Task directions: Go through the listing beneath this task and return every line that carries the string "React".
□ □ □ □ □
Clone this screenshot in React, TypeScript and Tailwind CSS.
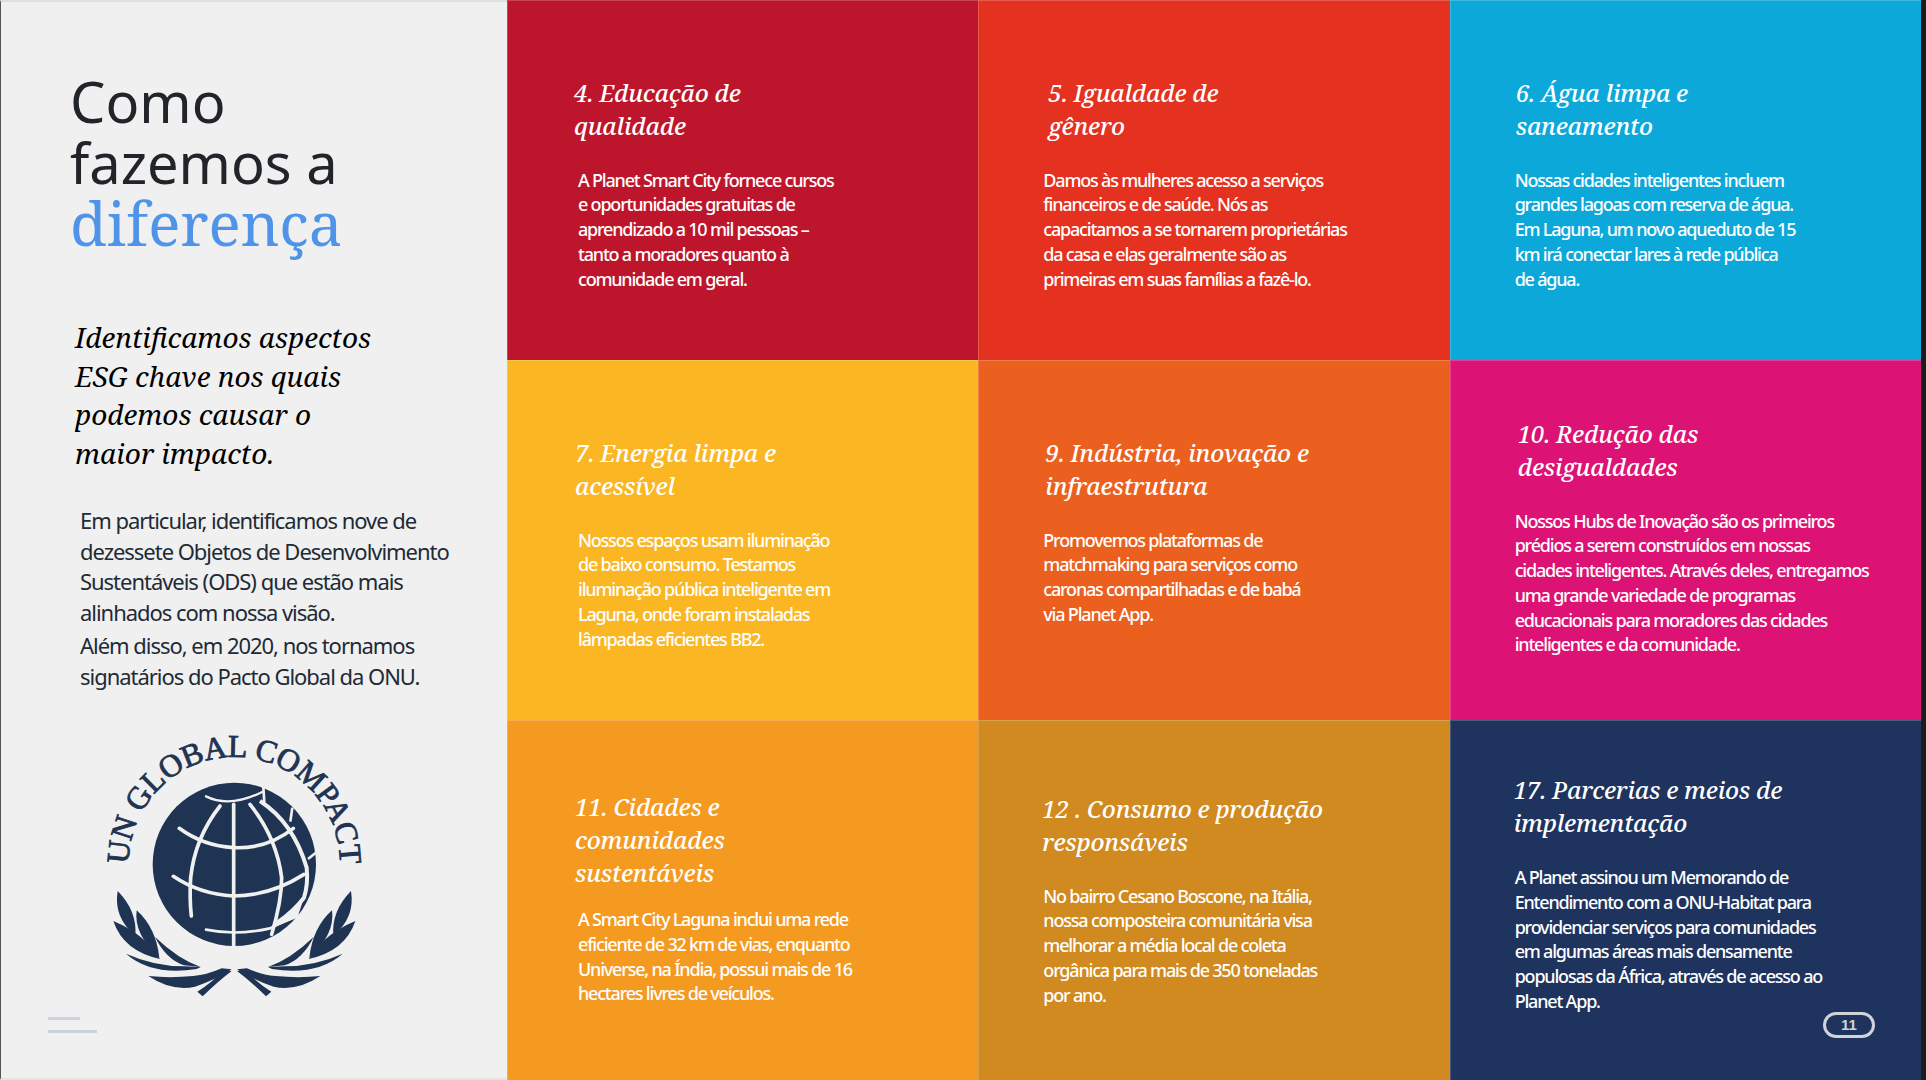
import React from "react";

const serif = "[font-family:'Noto_Serif','DejaVu_Serif',serif]";

interface Card {
  title: string[];
  body: string[];
  color: string;
  pad: string;
  bodyPos: string;
}

const cards: Card[] = [
  {
    title: ["4. Educação de", "qualidade"],
    body: ["A Planet Smart City fornece cursos", "e oportunidades gratuitas de", "aprendizado a 10 mil pessoas –", "tanto a moradores quanto à", "comunidade em geral."],
    color: "bg-[#bd162c]",
    pad: "pl-[66px] pt-[75px]",
    bodyPos: "ml-[4px] mt-[25.5px]",
  },
  {
    title: ["5. Igualdade de", "gênero"],
    body: ["Damos às mulheres acesso a serviços", "financeiros e de saúde. Nós as", "capacitamos a se tornarem proprietárias", "da casa e elas geralmente são as", "primeiras em suas famílias a fazê-lo."],
    color: "bg-[#e5311f]",
    pad: "pl-[69px] pt-[75px]",
    bodyPos: "-ml-[5px] mt-[25.5px]",
  },
  {
    title: ["6. Água limpa e", "saneamento"],
    body: ["Nossas cidades inteligentes incluem", "grandes lagoas com reserva de água.", "Em Laguna, um novo aqueduto de 15", "km irá conectar lares à rede pública", "de água."],
    color: "bg-[#0ca8d9]",
    pad: "pl-[65px] pt-[75px]",
    bodyPos: "-ml-[1px] mt-[25.5px]",
  },
  {
    title: ["7. Energia limpa e", "acessível"],
    body: ["Nossos espaços usam iluminação", "de baixo consumo. Testamos", "iluminação pública inteligente em", "Laguna, onde foram instaladas", "lâmpadas eficientes BB2."],
    color: "bg-[#fbb623]",
    pad: "pl-[67px] pt-[75px]",
    bodyPos: "ml-[3px] mt-[25.5px]",
  },
  {
    title: ["9. Indústria, inovação e", "infraestrutura"],
    body: ["Promovemos plataformas de", "matchmaking para serviços como", "caronas compartilhadas e de babá", "via Planet App."],
    color: "bg-[#ec601f]",
    pad: "pl-[66px] pt-[75px]",
    bodyPos: "-ml-[2px] mt-[25.5px]",
  },
  {
    title: ["10. Redução das", "desigualdades"],
    body: ["Nossos Hubs de Inovação são os primeiros", "prédios a serem construídos em nossas", "cidades inteligentes. Através deles, entregamos", "uma grande variedade de programas", "educacionais para moradores das cidades", "inteligentes e da comunidade."],
    color: "bg-[#dc1275]",
    pad: "pl-[67px] pt-[56px]",
    bodyPos: "-ml-[3px] mt-[25.5px]",
  },
  {
    title: ["11. Cidades e", "comunidades", "sustentáveis"],
    body: ["A Smart City Laguna inclui uma rede", "eficiente de 32 km de vias, enquanto", "Universe, na Índia, possui mais de 16", "hectares livres de veículos."],
    color: "bg-[#f59a21]",
    pad: "pl-[67px] pt-[69px]",
    bodyPos: "ml-[3px] mt-[18px]",
  },
  {
    title: ["12 . Consumo e produção", "responsáveis"],
    body: ["No bairro Cesano Boscone, na Itália,", "nossa composteira comunitária visa", "melhorar a média local de coleta", "orgânica para mais de 350 toneladas", "por ano."],
    color: "bg-[#d08a20]",
    pad: "pl-[63px] pt-[71px]",
    bodyPos: "ml-[1px] mt-[25.5px]",
  },
  {
    title: ["17. Parcerias e meios de", "implementação"],
    body: ["A Planet assinou um Memorando de", "Entendimento com a ONU-Habitat para", "providenciar serviços para comunidades", "em algumas áreas mais densamente", "populosas da África, através de acesso ao", "Planet App."],
    color: "bg-[#1e335e]",
    pad: "pl-[63px] pt-[52px]",
    bodyPos: "ml-[1px] mt-[26px]",
  },
];

const navy = "#1f3352";
const panel = "#f0f0f0";

// left half of the wreath, the right half is the same thing mirrored
const Wreath = () => (
  <g fill={navy}>
    <path d="M113 510 Q100 590 166 644 Q172 570 113 510Z" />
    <path d="M100 600 Q130 690 240 714 Q195 640 100 600Z" />
    <path d="M170 568 Q160 640 238 710 Q228 620 170 568Z" />
    <path d="M138 698 Q215 765 350 744 L362 738 L312 736 Q220 735 138 698Z" />
    <path d="M225 648 Q258 715 312 733 L362 738 Q295 715 225 648Z" />
    <path d="M205 765 Q275 812 345 797 Q400 780 455 745 L425 742 Q380 762 340 765 Q270 772 205 765Z" />
    <path d="M352 812 L368 826 Q415 780 455 750 L432 746 Q395 785 352 812Z" />
  </g>
);

const GlobalCompactLogo = () => (
  <svg viewBox="0 0 930 870" className="w-[310px] h-[290px] shrink-0">
    <defs>
      <path id="ungc-arc" d="M146 430 A317 322 0 0 1 780 430" />
    </defs>
    <text fill={navy} stroke={navy} strokeWidth="2.5" fontSize="95" fontFamily="'Liberation Serif', serif">
      <textPath href="#ungc-arc" textLength="1005" lengthAdjust="spacing">
        UN GLOBAL COMPACT
      </textPath>
    </text>
    <circle cx="463" cy="430" r="245" fill={navy} />
    <g fill="none" stroke={panel} strokeWidth="11" strokeLinecap="round">
      <path d="M378 226 Q450 262 548 212" strokeWidth="7" />
      <path d="M461 250 L461 680" />
      <path d="M420 255 Q345 350 332 470 Q328 530 334 585" />
      <path d="M510 250 Q590 350 605 470 Q605 540 575 640" />
      <path d="M298 322 Q370 375 460 380 Q560 385 640 322" />
      <path d="M280 466 Q360 520 460 525 Q570 525 672 460" />
      <path d="M378 626 Q470 645 570 622 L652 582" strokeWidth="8" />
    </g>
    {/* the cut-out edge on the right side of the globe */}
    <g fill="none" stroke={panel} strokeWidth="12">
      <path d="M540 240 Q640 305 680 440 Q685 490 672 530 Q640 572 590 606" />
      <path d="M550 198 L553 245" strokeWidth="8" />
      <path d="M637 260 L631 302" strokeWidth="8" />
      <path d="M684 414 L714 390" strokeWidth="8" />
    </g>
    <path d="M672 530 L652 590 L575 622 L590 604Z" fill={panel} />
    <Wreath />
    <g transform="translate(926 0) scale(-1 1)">
      <Wreath />
    </g>
  </svg>
);

const CardCell = ({ card }: { card: Card }) => (
  <div className={`${card.color} ${card.pad} border-l border-t border-white/20 text-white`}>
    <h3 className={`${serif} italic font-medium text-[24px] leading-[33px] tracking-[-0.25px] whitespace-nowrap`}>
      {card.title.map((line) => (
        <span key={line} className="block">{line}</span>
      ))}
    </h3>
    <p className={`${card.bodyPos} font-['Noto_Sans',sans-serif] font-medium text-[18px] leading-[24.8px] tracking-[-1.2px] whitespace-nowrap`}>
      {card.body.map((line) => (
        <span key={line} className="block">{line}</span>
      ))}
    </p>
  </div>
);

export default function App() {
  return (
    <div className="w-[1926px] h-[1080px] overflow-hidden flex bg-[#1b1b1b]">
      <div className="relative w-[507px] h-full shrink-0 bg-[#f0f0f0] border-l border-l-[#555] border-t-2 border-t-[#e0e0e0] border-b-2 border-b-[#e4e4e4]">
        <div className="pl-[69px] pt-[69px]">
          <h1 className="font-['Noto_Sans',sans-serif] text-[56px] leading-[61px] text-[#212529]">
            <span className="block">Como</span>
            <span className="block">fazemos a</span>
            <span className={`block ${serif} text-[60px] text-[#4f94e8]`}>diferença</span>
          </h1>
          <h2 className={`${serif} italic text-black text-[28px] leading-[38.5px] ml-[5px] mt-[64px] whitespace-nowrap`}>
            <span className="block">Identificamos aspectos</span>
            <span className="block">ESG chave nos quais</span>
            <span className="block">podemos causar o</span>
            <span className="block">maior impacto.</span>
          </h2>
          <div className="font-['Noto_Sans',sans-serif] text-[22px] leading-[30.7px] tracking-[-1.03px] text-[#212a36] ml-[10px] mt-[33px] whitespace-nowrap">
            <p>
              <span className="block">Em particular, identificamos nove de</span>
              <span className="block">dezessete Objetos de Desenvolvimento</span>
              <span className="block">Sustentáveis (ODS) que estão mais</span>
              <span className="block">alinhados com nossa visão.</span>
            </p>
            <p className="mt-[2.5px]">
              <span className="block">Além disso, em 2020, nos tornamos</span>
              <span className="block">signatários do Pacto Global da ONU.</span>
            </p>
          </div>
        </div>
        <div className="mt-[29px] ml-[79px]">
          <GlobalCompactLogo />
        </div>
        <div className="absolute left-[47px] top-[1015px] flex flex-col gap-[10px]">
          <div className="w-[32px] h-[3px] bg-[#cdd3de]" />
          <div className="w-[49px] h-[3px] bg-[#cdd3de]" />
        </div>
      </div>
      <div className="relative w-[1414px] h-full shrink-0 grid grid-cols-3 grid-rows-3">
        {cards.map((card) => (
          <CardCell key={card.title[0]} card={card} />
        ))}
        <div className="absolute left-[1316px] top-[1012px] w-[52px] h-[26px] rounded-full border-[3px] border-[#d0d3d8] flex items-center justify-center font-['Liberation_Sans',sans-serif] font-bold text-[15px] text-[#d0d3d8]">
          11
        </div>
      </div>
    </div>
  );
}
□ □ □ □ □
Solution for this task:
Clone this screenshot in React, TypeScript and Tailwind CSS.
import React from "react";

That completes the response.